Well, as we once again experience the dreaded "TWEEN'S", (Definition) Period of time between thin ice "not fishable.......and safe, "game on" fishable ice. The longest days of the winter. For me, I FOUND MY SELF WONDERING......... JUST HOW MANY OF YOU.... when presented with an opportunity "TO PURCHASE NEW "Pin-Mins/Jigs"... just can't pass up that deep seated compulsion....AKA..."FETISH" and give in to those desires. As I look over the "MANY"(HUNDREDS) in my own collection (very safe estimate) and see a new style or color combo...it sets my eyes to sparkling and my brain to spinning. "DRAWN TO THE FLAME" as old sayings go....I unfortunately have for one of my closest fishing buddy's "bassmastermjb" (mark) who just happens to own a "bait and tackle store"..........and shares that same "MAGICAL" feeling for these brightly colored/painted bits of metal/plastic. We would be the easiest guys to spot at an ICE FISHING SPORTS SHOW.........just look for the guys wearing over-sized "BIB'S" (near the Pin-Min displays) to keep the "DROOL" off our faces and clothes. " DON'T LAUGH TOO EXCESSIVELY HARD AND LONG ...."ICEBUCKETJOHN".....you rank right up there near us. DO we really need another single one of these fishing magents to be purchased by us. NOT REALLY........Will we...."YES," cause thats the "NATURE OF THE BEAST". SO WHO OF YOU OUT THERE "SHARE"S IN THIS UNCONTROLLABLE URGE".......got to be at least a couple more....HECK, the selling price alone, usually less that a $1.00 per each one and much cheaper when purchased by the dozen/dozens/fifties/hundereds. Damn!!!!!!!!! as I look over those ever so many boxes.....I never/never/ever relate to them.... as filled with $1.00 bills......GUESS THAT'S ONE I'LL NEVER THINK TO SHARE WITH MY WIFE.......SHE THINKS THEY ONLY COST A DIME A PIECE.........Come on!!!!!!!!!!! SHARE WITH US .......At least you know of "THREE" other guys, that won't think your kinda "PIN-MIN/JIG" CRAZY. SORRY this got so long....can't be told in short form....Besides, you "NEW AND YOUNGER" ice fishermen can get the idea that those "LITTLE BITTY JIGGIN BAITS can add up over your next 20/30/40/50 years of having this kind of a "FETISH"........great ice season to all ........ have fun/enjoy/be safe..........jON sR.


----------



## icebucketjohn (Dec 22, 2005)

Those pesky lil pin-mins are just like Lays Potato Chips....One is never enough. I have to confess that my jig box containis some pin-mins over 25 yrs old that were purchased with dreams of catching bucketfuls of gills, but have never seen water. 

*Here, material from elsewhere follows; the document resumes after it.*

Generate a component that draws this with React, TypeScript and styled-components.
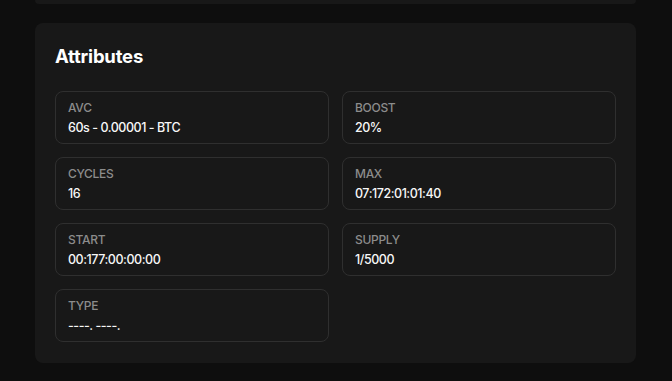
import React from "react";
import styled, { createGlobalStyle } from "styled-components";

const Global = createGlobalStyle`
  html, body {
    margin: 0;
    padding: 0;
    background: #0e0e0e;
    font-family: Inter, "Noto Sans", sans-serif;
    -webkit-font-smoothing: antialiased;
  }
`;

const Page = styled.div`
  display: flex;
  flex-direction: column;
  gap: 19px;
  padding: 0 36px 19px 35px;
  min-height: 381px;
  box-sizing: border-box;
`;

const PrevCard = styled.div`
  height: 4px;
  background: #181818;
  border-radius: 0 0 8px 8px;
`;

const Card = styled.section`
  background: #181818;
  border-radius: 8px;
  padding: 20px 20px 21px 20px;
  display: flex;
  flex-direction: column;
  gap: 22px;
`;

const Title = styled.h2`
  margin: 0;
  font-size: 18.5px;
  line-height: 26px;
  font-weight: 700;
  color: #ffffff;
  letter-spacing: -0.2px;
`;

const Grid = styled.div`
  display: grid;
  grid-template-columns: 1fr 1fr;
  gap: 13px;
`;

const Cell = styled.div`
  border: 1px solid #2f2f2f;
  border-radius: 8px;
  padding: 8px 12px 6px;
  display: flex;
  flex-direction: column;
  gap: 3px;
`;

const Label = styled.div`
  font-size: 12px;
  line-height: 16px;
  color: #8c8c8c;
  font-weight: 500;
  letter-spacing: -0.3px;
`;

const Value = styled.div`
  font-size: 12.5px;
  line-height: 18px;
  color: #f7f7f7;
  font-weight: 500;
  letter-spacing: -0.45px;
`;

const items: [string, string][] = [
  ["AVC", "60s - 0.00001 - BTC"],
  ["BOOST", "20%"],
  ["CYCLES", "16"],
  ["MAX", "07:172:01:01:40"],
  ["START", "00:177:00:00:00"],
  ["SUPPLY", "1/5000"],
  ["TYPE", "----. ----."],
];

export default function App() {
  return (
    <>
      <Global />
      <Page>
        <PrevCard />
        <Card>
          <Title>Attributes</Title>
          <Grid>
            {items.map(([l, v]) => (
              <Cell key={l}>
                <Label>{l}</Label>
                <Value>{v}</Value>
              </Cell>
            ))}
          </Grid>
        </Card>
      </Page>
    </>
  );
}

But.. they sure look good sittin in the box next to all the others! 

And the old saying... "maybe I'll try THIS ONE next time out!


----------



## CRAPPIE LOVER (Feb 11, 2007)

Mrphish42..You better be realy nice to me I know your wife very well...10 cents a piece...HuH Ha........JIM.............


----------